In September 2018, it was announced that Jordan Peele was in talks to produce a sequel through his Monkeypaw Productions which Todd stated in a 2018 interview with Nightmare on Film Street, "I would rather have him do it with someone with intelligence who was going to be thoughtful and dig into the whole racial makeup of who the Candyman was and why he existed in the first place." In November 2018, it was confirmed that Peele would produce the film with Universal and MGM and would partner with Win Rosenfeld to co-produce the film while Nia DaCosta signed on as director. The film would take place back in the new gentrified Cabrini Green where the old housing projects development stood in Chicago once. The filming was due to commence in the spring of 2019.
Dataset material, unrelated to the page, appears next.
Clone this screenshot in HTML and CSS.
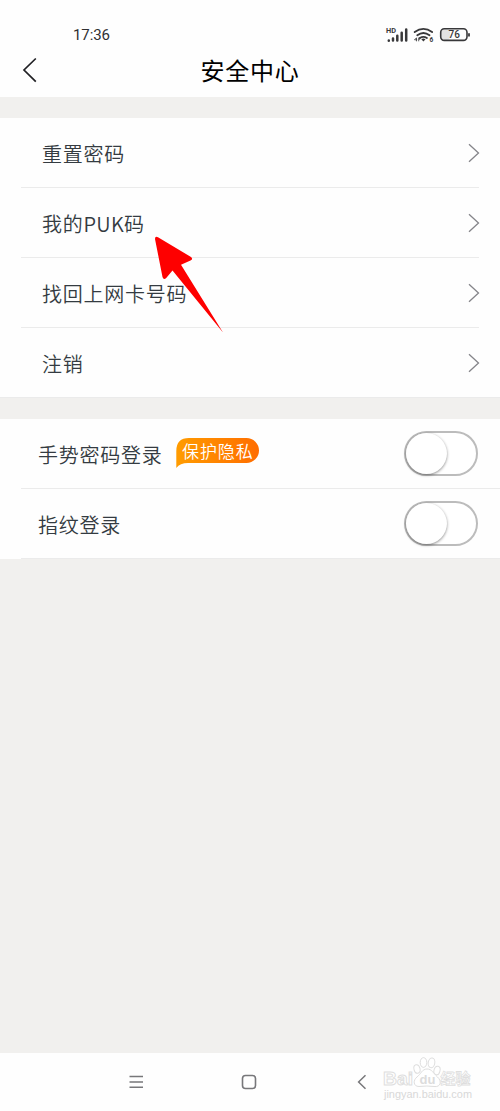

In January 2019, it was reported that Lakeith Stanfield would possibly star in the film as an older version of Anthony McCoy who took an interest on by seeking the legend of the Candyman which was similar to Helen Lyle's character that was played by Virginia Madsen. In February 2019, Yahya Abdul-Mateen II was in talks to play McCoy. He was initially misreported as being in talks to portray the titular character. In response to the news, Todd offered his blessings over Twitter by stating: "Cheers to the Candyman who was a wonderful character that I lived with for 25 years. He brought grace and glory and a beautiful boatload of friends and family. I am honored that the spirit of Daniel Robitaille and Cabrini Green rose again. Truth to power! Blessings to the cast and the crew". However, it was ultimately announced that Todd would reprise his role. The film was released on August 27, 2021, and set in 2019, one year before the events of Day of the Dead.